The Gifts of Suffering
Whether they are professional or personal, struggles and challenges come to us all, and we suffer in one way or another. One of my clients is struggling through a career transition after taking time off to care for her father during his cancer treatment, much like the many women who take time off for childbirth, and she has suffered through the rejections of her applications for many jobs (often with no reason given). Another friend recently saw a considerably younger and less experienced person promoted to be her supervisor, a role for which she may be objectively more qualified.
Often we can’t see any gift or grace in the midst of these struggles or the suffering they bring. Those gifts are almost always there, but the pain is sometimes too great: we can’t see the gifts through the tears. We often need to grieve, share, and release the pain before we can see those gifts.
What are these gifts? Perhaps one is that suffering reveals and reminds us of the reality of our weakness, limitation, and need. Perhaps the grace of suffering is in the humility, vulnerability, and broken-openness to which it can draw us, and in the self-knowledge that can come from those.

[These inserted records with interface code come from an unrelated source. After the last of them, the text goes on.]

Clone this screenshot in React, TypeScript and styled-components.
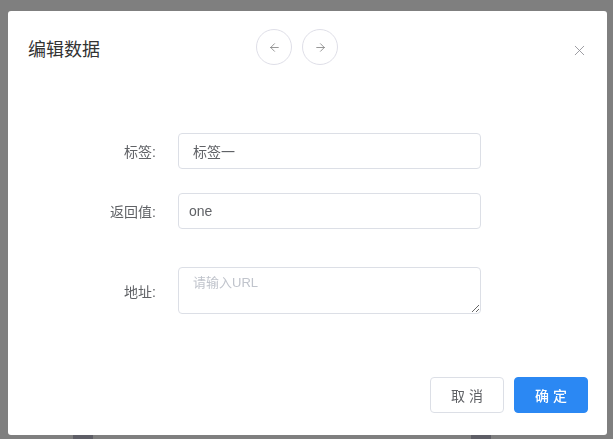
import styled, { createGlobalStyle } from "styled-components";
import { ArrowLeft, ArrowRight, X } from "lucide-react";

const GlobalStyle = createGlobalStyle`
  * {
    box-sizing: border-box;
  }
  html, body {
    margin: 0;
    padding: 0;
    height: 100%;
  }
  body {
    font-family: "Liberation Sans", "Noto Sans CJK SC", sans-serif;
    background: #fff;
  }
`;

export default function App() {
  return (
    <>
      <GlobalStyle />
      <Page>
        <BgBar>
          <BgChip />
          <BgChip />
        </BgBar>
      </Page>

      <Overlay>
        <Dialog>
          <Header>
            <Title>编辑数据</Title>
            <Nav>
              <RoundButton aria-label="上一条">
                <ArrowLeft size={13} strokeWidth={1.4} />
              </RoundButton>
              <RoundButton aria-label="下一条">
                <ArrowRight size={13} strokeWidth={1.4} />
              </RoundButton>
            </Nav>
            <CloseButton aria-label="关闭">
              <X size={17} strokeWidth={1.2} />
            </CloseButton>
          </Header>

          <Form>
            <Label>标签:</Label>
            <Input defaultValue="标签一" />

            <Label>返回值:</Label>
            <Input defaultValue="one" $pad={10} />

            <Label $spaced>地址:</Label>
            <TextArea $spaced placeholder="请输入URL" />
          </Form>

          <Footer>
            <Button>取 消</Button>
            <Button $primary>确 定</Button>
          </Footer>
        </Dialog>
      </Overlay>
    </>
  );
}

const Page = styled.div`
  height: 100vh;
  display: flex;
  flex-direction: column;
  justify-content: flex-end;
`;

const BgBar = styled.div`
  display: flex;
  gap: 378px;
  padding-left: 73px;
`;

const BgChip = styled.div`
  width: 20px;
  height: 14px;
  background: #bcbccc;
`;

const Overlay = styled.div`
  position: fixed;
  inset: 0;
  background: rgba(0, 0, 0, 0.5);
  display: flex;
  align-items: flex-start;
  padding: 11px 0 0 8px;
`;

const Dialog = styled.div`
  width: 599px;
  height: 424px;
  background: #fff;
  border-radius: 3px;
  display: flex;
  flex-direction: column;
`;

const Header = styled.div`
  display: flex;
  align-items: center;
  padding: 18px 19px 0 20px;
  height: 54px;
`;

const Title = styled.h2`
  width: 228px;
  margin: 5px 0 0;
  font-size: 18px;
  font-weight: 400;
  color: #333;
  line-height: 24px;
`;

const Nav = styled.div`
  display: flex;
  gap: 10px;
`;

const RoundButton = styled.button`
  width: 36px;
  height: 36px;
  padding: 0;
  border-radius: 50%;
  border: 1px solid #dfdfe8;
  background: #fff;
  color: #777;
  display: flex;
  align-items: center;
  justify-content: center;
  cursor: pointer;
`;

const CloseButton = styled.button`
  margin: 6px 0 0 auto;
  padding: 0;
  border: none;
  background: none;
  color: #8c8c94;
  display: flex;
  cursor: pointer;
`;

const Form = styled.div`
  display: grid;
  grid-template-columns: 170px 1fr;
  row-gap: 24px;
  align-items: center;
  padding: 68px 126px 0 0;
`;

const Label = styled.label<{ $spaced?: boolean }>`
  text-align: right;
  padding-right: 22px;
  font-size: 14px;
  color: #606266;
  margin-top: ${(p) => (p.$spaced ? "14px" : "0")};
`;

const Input = styled.input<{ $pad?: number }>`
  height: 36px;
  width: 100%;
  border: 1px solid #dcdfe6;
  border-radius: 4px;
  padding: 0 ${(p) => p.$pad ?? 14}px;
  font-family: inherit;
  font-size: 14px;
  color: #606266;
  outline: none;
`;

const TextArea = styled.textarea<{ $spaced?: boolean }>`
  height: 47px;
  width: 100%;
  margin-top: ${(p) => (p.$spaced ? "14px" : "0")};
  border: 1px solid #dcdfe6;
  border-radius: 4px;
  padding: 5px 14px;
  font-family: inherit;
  font-size: 13px;
  line-height: 1.5;
  color: #606266;
  outline: none;
  display: block;

  &::placeholder {
    color: #c0c4cc;
  }
`;

const Footer = styled.div`
  margin-top: auto;
  display: flex;
  justify-content: flex-end;
  gap: 10px;
  padding: 0 19px 22px;
`;

const Button = styled.button<{ $primary?: boolean }>`
  width: 74px;
  height: 36px;
  border-radius: 4px;
  font-family: inherit;
  font-size: 14px;
  cursor: pointer;
  border: 1px solid ${(p) => (p.$primary ? "#2b88f3" : "#dcdfe6")};
  background: ${(p) => (p.$primary ? "#2b88f3" : "#fff")};
  color: ${(p) => (p.$primary ? "#fff" : "#606266")};
  font-weight: ${(p) => (p.$primary ? 500 : 400)};
`;
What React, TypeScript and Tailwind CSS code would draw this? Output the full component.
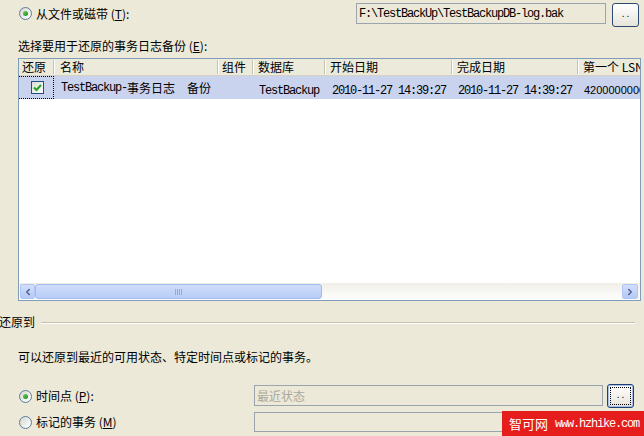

Every affliction tests our will, showing whether it is inclined to good or evil. This is why an unforeseen affliction is called a test, because it enables a man to test his hidden desires.
—Mark the Ascetic
Every struggle, challenge, or affliction is a gift when it enables us to see ourselves more clearly, more realistically, when it reveals what had before been hidden, particularly our desires and the inclination of our will.
This is a deep subject, far beyond anyone’s ability to explore in a short message. I write mainly to encourage those of you who may be suffering in some way, and all of you who might remember this during a future challenge: suffering can hold much more than just pain. Hidden in it may be precious gifts for you. I always welcome the opportunity to help you see them.